The only way to tell is to build the systems and then benchmark against each other. It is thus just a little bit curious that the Singularity folks (given that they routinely refer to Singularity as a microkernel) never benchmark it against the top-of-the-line microkernel, i.e. L4. Instead they publish benchmarks comparing with Windows, FreeBSD and Linux. What does this prove?
How should the two be compared? Well, there are two extreme cases we can look at, and, as it happens, the information is all there if you know where to look for it.

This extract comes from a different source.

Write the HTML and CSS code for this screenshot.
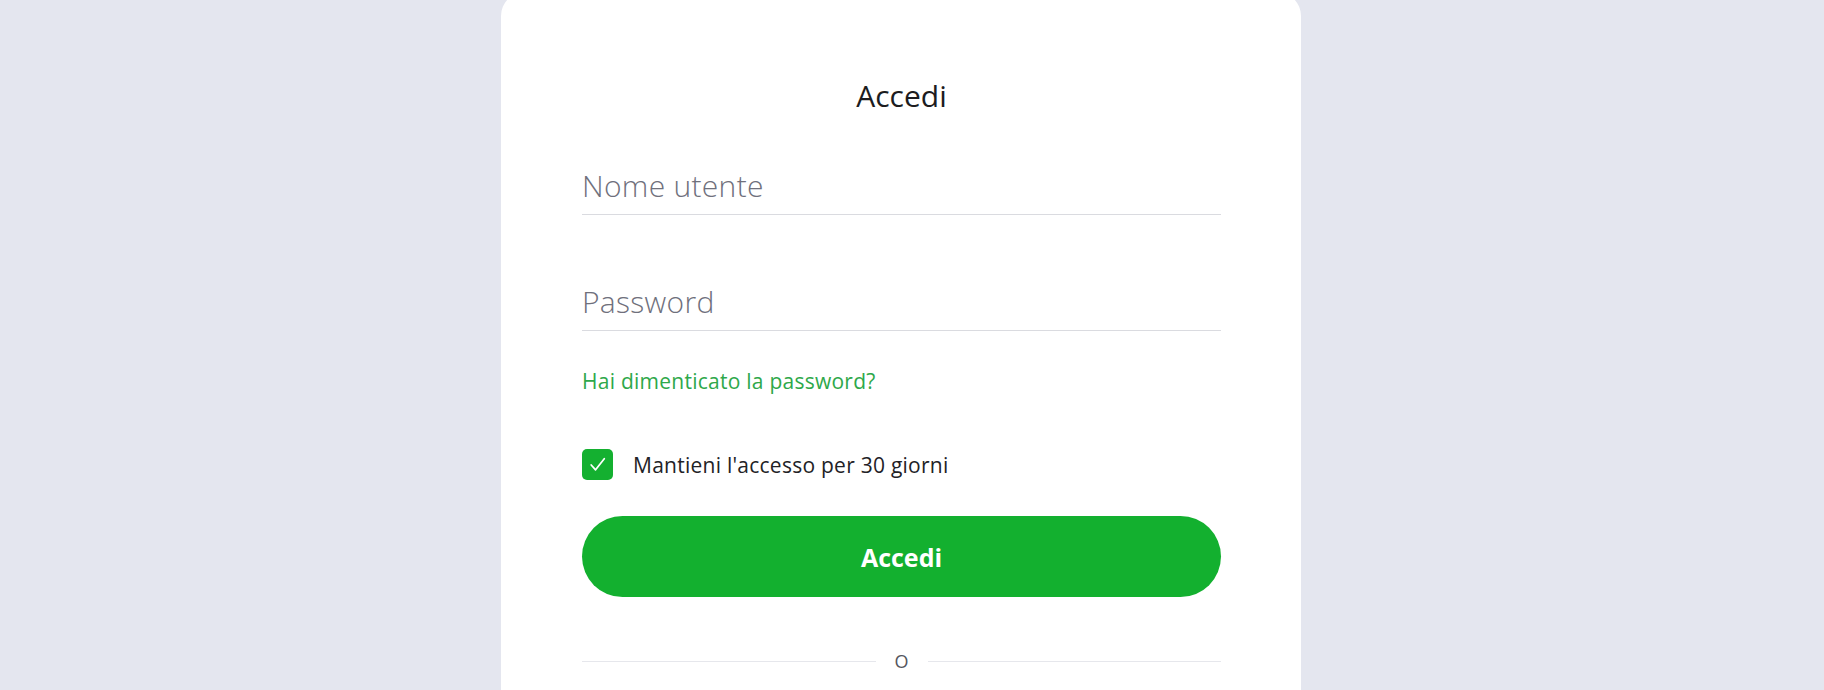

The first is to measure the overhead imposed on normal programs by the run-time checks, garbage collection, etc. This is the extreme L4-friendly benchmark, as obviously the cost to a program running on L4 would be zero. The friendly Singularity folks have conveniently measured a lower limit of this cost, published in their white paper Singularity: Rethinking the Software Stack: They find that turning off compiler run-time checks gains 4.7% performance. Note that this is a lower limit on the overhead any code (OS as well as application) will experience on Singularity. The real cost will be higher, as their test probably still had the garbage collector active, and almost certainly didn’t apply all the additional compiler optimisations that are possible once the runtime checks are removed. So, in summary, running any code on Singularity gives you a slowdown of at least about 5% compared to L4. This is for x86, but the processor architecture is unlikely to have a significant effect on this.
The other extreme is to look at a scenario where two processes do nothing but sending messages between each other. This is the extremely L4-unfriendly benchmark, as it is dominated by the cost of hardware protection (kernel entry and exit, switching addressing context), none of which applies to Singularity. The paper Sealing OS Processes to Improve Dependability and Safety measures this as “message ping/pong” (Table 8) and “IPC costs” (Table 9). As I said, they only show measurements for Singularity, Windows, FreeBSD and Linux, not the real benchmark for microkernel performance. Fortunately, L4 numbers are available too, and have been for years: The Karlsruhe team benchmarked L4 IPC on an AMD-64 machine. (It isn’t exactly the same box which was used in the Singularity benchmarks, but it is close enough, 1.6GHz vs 2.0GHz and the same architecture.) The result: cross-process IPC in Singularity costs 803 cycles for one byte, 933 cycles for four bytes, while L4 does it in 230 cycles for up to 24 bytes. Actual time: 402/467ns for Singularity, 144ns for L4.
In other words, L4 is about three times faster in the case that’s maximally biased in Singularity’s favour! So much about “eliminates the overhead traditionally incurred by context-switching in conventional microkernels”…
Now, this is also on a very L4-unfriendly architecture (x86). Things look much better for L4 on processors with a tagged TLB (which is just about every one other than x86). Such processors, like ARM, MIPS, PowerPC, are prevalent in embedded systems. Embedded systems, especially battery-powered ones, also happen to be particularly sensitive to performance. So the result is clear: L4 yet again wins the performance stakes—hands down!
I will compare the two approaches from the point of view of security and relevance to embedded systems in a future blog.